■ Directions ■
Starting at the top of the listing, extract every line up to and including the one with "const batteryLevel = 95". Pictures stay out of the copy.

+ + + + + + +

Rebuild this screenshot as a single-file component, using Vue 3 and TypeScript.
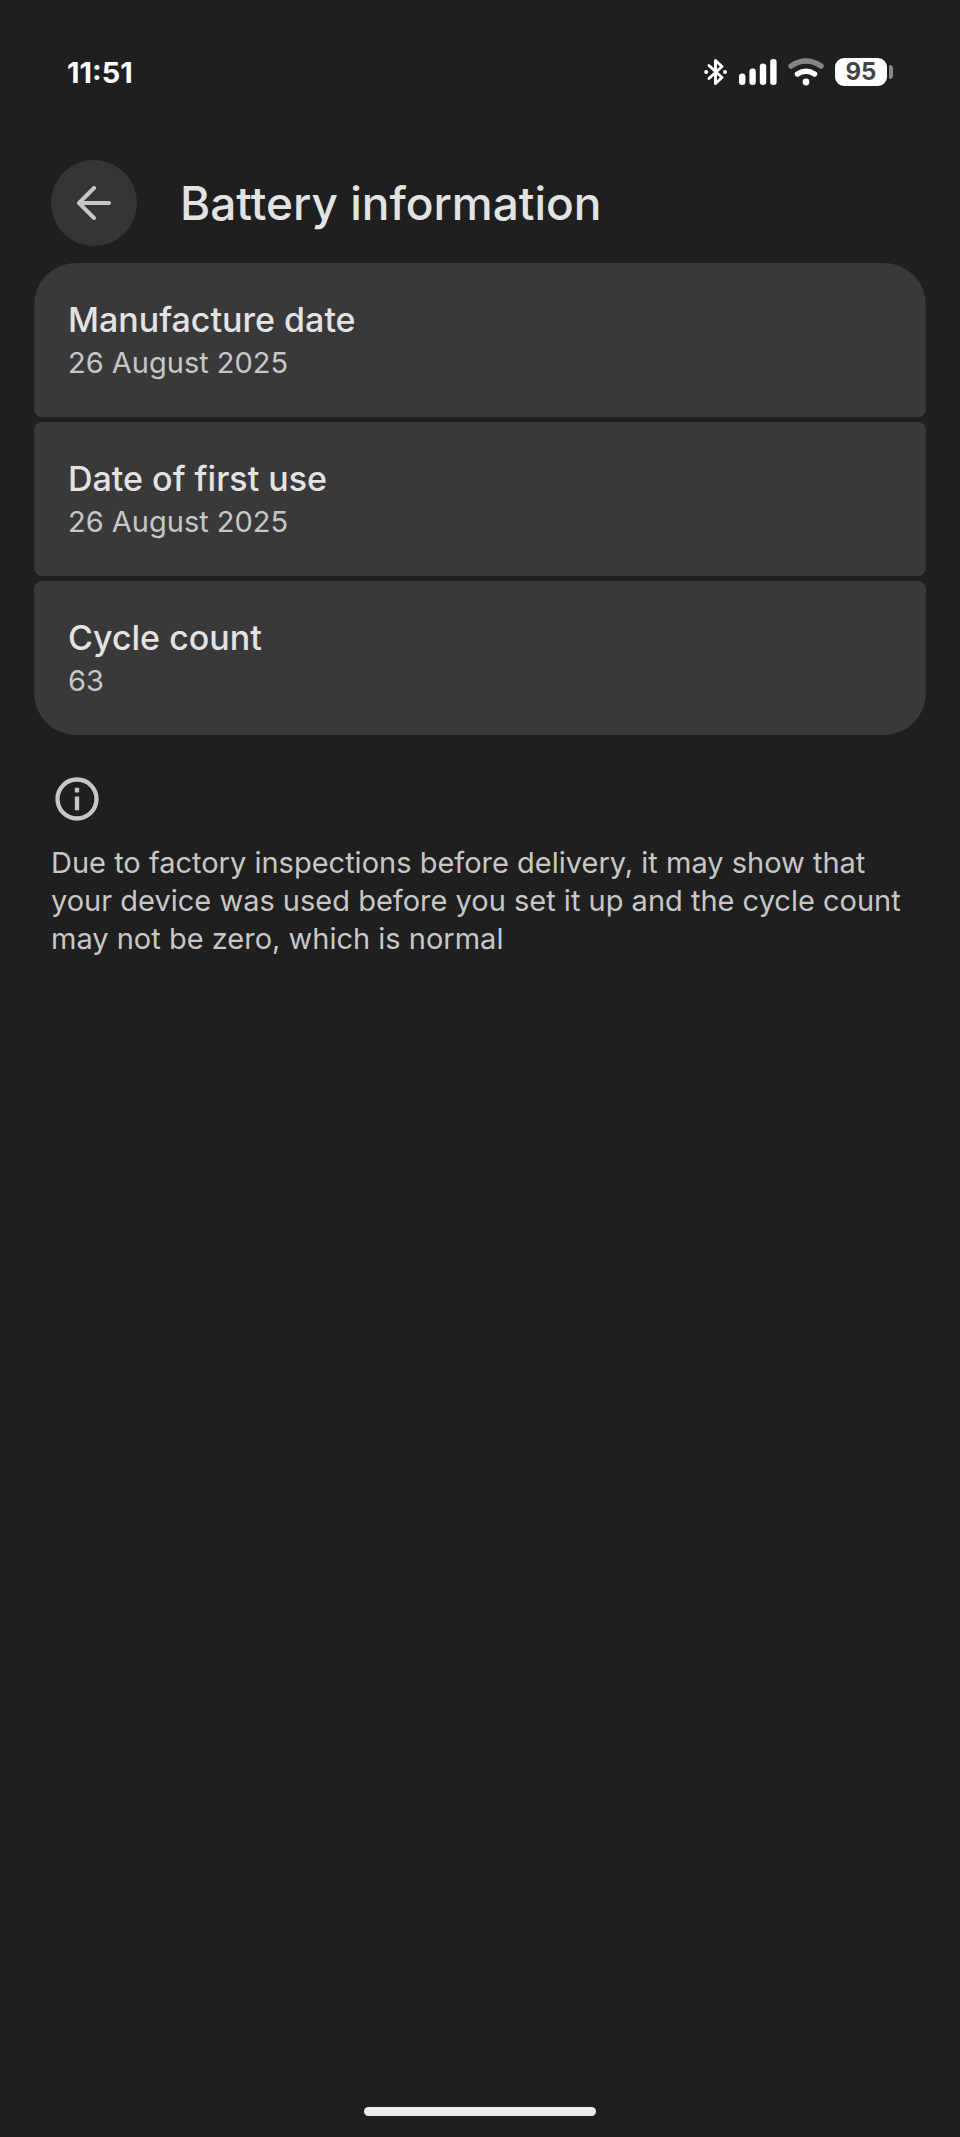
<script setup lang="ts">
interface Detail {
  label: string
  value: string
}

const time = '11:51'
const batteryLevel = 95

const details: Detail[] = [
  { label: 'Manufacture date', value: '26 August 2025' },
  { label: 'Date of first use', value: '26 August 2025' },
  { label: 'Cycle count', value: '63' },
]

function goBack(): void {
  window.history.back()
}
</script>

<template>
  <div class="screen">
    <div class="status">
      <time class="clock">{{ time }}</time>
      <div class="indicators">
        <svg class="bluetooth" viewBox="0 0 24 28" role="img" aria-label="Bluetooth on">
          <path d="M5 7.500 L18 19.500 L11.500 25.500 V2.500 L18 8.500 L5 20.500" />
          <circle cx="2.200" cy="14" r="2" />
          <circle cx="21" cy="14" r="2" />
        </svg>
        <svg class="signal" viewBox="0 0 38 28" role="img" aria-label="Full signal">
          <rect x="0" y="15.500" width="6.400" height="11.500" rx="3" />
          <rect x="10.400" y="10.500" width="6.400" height="16.500" rx="3" />
          <rect x="20.800" y="5.500" width="6.400" height="21.500" rx="3" />
          <rect x="31.200" y="1" width="6.400" height="26" rx="3" />
        </svg>
        <svg class="wifi" viewBox="0 0 36 28" role="img" aria-label="Wi-Fi connected">
          <path class="dim" d="M3 8 Q18 -2 33 8" />
          <path d="M9.500 16 Q18 10.500 26.500 16" />
          <circle cx="18" cy="24" r="3.400" />
        </svg>
        <div class="battery">
          <span class="level">{{ batteryLevel }}</span>
          <span class="cap"></span>
        </div>
      </div>
    </div>

    <header class="toolbar">
      <button class="back" type="button" aria-label="Back" @click="goBack">
        <svg viewBox="0 0 34 34" aria-hidden="true">
          <path d="M17 2 L2 17 L17 32 M2 17 H32" />
        </svg>
      </button>
      <h1>Battery information</h1>
    </header>

    <main>
      <dl class="cards">
        <div v-for="item in details" :key="item.label" class="card">
          <dt>{{ item.label }}</dt>
          <dd>{{ item.value }}</dd>
        </div>
      </dl>

      <section class="note">
        <svg viewBox="0 0 24 24" aria-hidden="true">
          <circle cx="12" cy="12" r="9" />
          <path d="M12 10.900 V17.200 M12 6.800 V9" />
        </svg>
        <p>
          Due to factory inspections before delivery, it may show that your device was used before
          you set it up and the cycle count may not be zero, which is normal
        </p>
      </section>
    </main>

    <div class="home"></div>
  </div>
</template>

<style>
body {
  background: #1f1f1f;
}
</style>

<style scoped>
.screen {
  box-sizing: border-box;
  min-height: 100vh;
  display: flex;
  flex-direction: column;
  padding: 52px 34px 21px;
  background: #1f1f1f;
  color: #e3e3e3;
  font-family: Inter, Roboto, sans-serif;
}

.status {
  display: flex;
  align-items: center;
  justify-content: space-between;
  height: 40px;
  padding: 0 33px;
  color: #fff;
}

.clock {
  font-size: 29px;
  font-weight: 700;
}

.indicators {
  display: flex;
  align-items: center;
  gap: 11px;
}

.indicators svg {
  height: 28px;
  fill: #fff;
  stroke: none;
}

.bluetooth {
  width: 24px;
}

.bluetooth path {
  fill: none;
  stroke: #fff;
  stroke-width: 3;
  stroke-linejoin: round;
  stroke-linecap: round;
}

.signal {
  width: 38px;
}

.wifi {
  width: 36px;
}

.wifi path {
  fill: none;
  stroke: #fff;
  stroke-width: 5.5;
  stroke-linecap: round;
}

.wifi .dim {
  stroke: #858585;
}

.battery {
  display: flex;
  align-items: center;
  gap: 2px;
}

.level {
  width: 52px;
  border-radius: 9px;
  background: #fff;
  color: #444;
  font-size: 24px;
  font-weight: 700;
  line-height: 28px;
  text-align: center;
}

.cap {
  width: 4px;
  height: 14px;
  border-radius: 1px 3px 3px 1px;
  background: #858585;
}

.toolbar {
  display: flex;
  align-items: center;
  gap: 43px;
  margin-top: 68px;
  padding: 0 17px;
}

.back {
  display: grid;
  place-items: center;
  flex: none;
  width: 86px;
  height: 86px;
  padding: 0;
  border: 0;
  border-radius: 50%;
  background: #353535;
  cursor: pointer;
}

.back svg {
  width: 34px;
  fill: none;
  stroke: #c7c7c7;
  stroke-width: 4;
  stroke-linecap: round;
  stroke-linejoin: round;
}

h1 {
  margin: 0;
  font-size: 46px;
  font-weight: 500;
  line-height: 56px;
}

.cards {
  display: flex;
  flex-direction: column;
  gap: 5px;
  margin: 17px 0 0;
  border-radius: 42px;
  overflow: hidden;
}

.card {
  display: flex;
  flex-direction: column;
  gap: 2px;
  padding: 35px 34px;
  border-radius: 8px;
  background: #393939;
}

dt {
  font-size: 34px;
  font-weight: 500;
  line-height: 44px;
}

dd {
  margin: 0;
  color: #c7c7c7;
  font-size: 29px;
  line-height: 38px;
}

.note {
  margin-top: 38px;
  padding: 0 17px;
  color: #c7c7c7;
}

.note svg {
  display: block;
  width: 52px;
  fill: none;
  stroke: #c7c7c7;
  stroke-width: 2;
}

.note p {
  margin: 19px 0 0;
  font-size: 29px;
  line-height: 38px;
}

.home {
  width: 26vw;
  max-width: 232px;
  height: 9px;
  margin: auto auto 0;
  border-radius: 5px;
  background: #ececec;
}
</style>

+ + + + + + +

■ Output below ■
Rebuild this screenshot as a single-file component, using Vue 3 and TypeScript.
<script setup lang="ts">
interface Detail {
  label: string
  value: string
}

const time = '11:51'
const batteryLevel = 95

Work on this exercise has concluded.